The armor of a dead man

From director Jim Sheridan’s forward to In America: A Portrait of the Film:
When I was doing my own story, I thought a lot about Bloom and his dead son, and the resonance throughout Ulysses, of Shakespeare, and of Hamlet in particular. And when I wondered if it was right to do such a personal story and cannibalize my own life, I remembered that the great Shakespeare had a child called Hamnet and that three years after his son’s death, he took out an old play and rewrote it.

And not only did he rewrite it, he went in the lonely isolation of backstage, he put on the armor of a dead man, and he clunked out on stage as the ghost of Hamlet’s father. That idea has always struck me as profound. A live man in dead man’s clothes talking to his dead son, alive, in front of him, on stage and asking for revenge. Shakespeare must have been tough, I thought, to keep the deep baritone of the ghost intact.

01 September 2008

Translating Hugo

I spent a relaxing Sunday morning finishing up my last post on the literary allusions in Anne of Green Gables while listening to a fascinating conversation between Rick Kleffel and Julie Rose, translator of Les Misérables (dated 08-07-2008 down near the bottom in his archive).
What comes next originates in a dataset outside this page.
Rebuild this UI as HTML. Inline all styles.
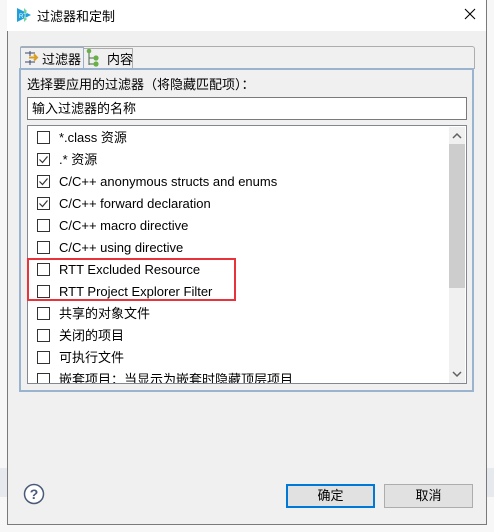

Their talk included discussion of Les Misérables as an experimental novel, the fact that she had never read it before translating it, the literary crimes of two previous translators--Charles Wilbur and Norman Denny (and it's not the Victorian who gets the harshest criticism), how she lived during the three years (and three drafts) it took to complete, thoughts on the "force of nature" that was Victor Hugo, the importance of new translations due to the rapid evolution of the English language, the role of fundamentalism in the work, its political factors, Hugo's writing process, and the novel's enduring relevance. I was impressed by her sheer love of the text and her confession that for awhile she completed only a paragraph a day. (It was wonderfully affirming.)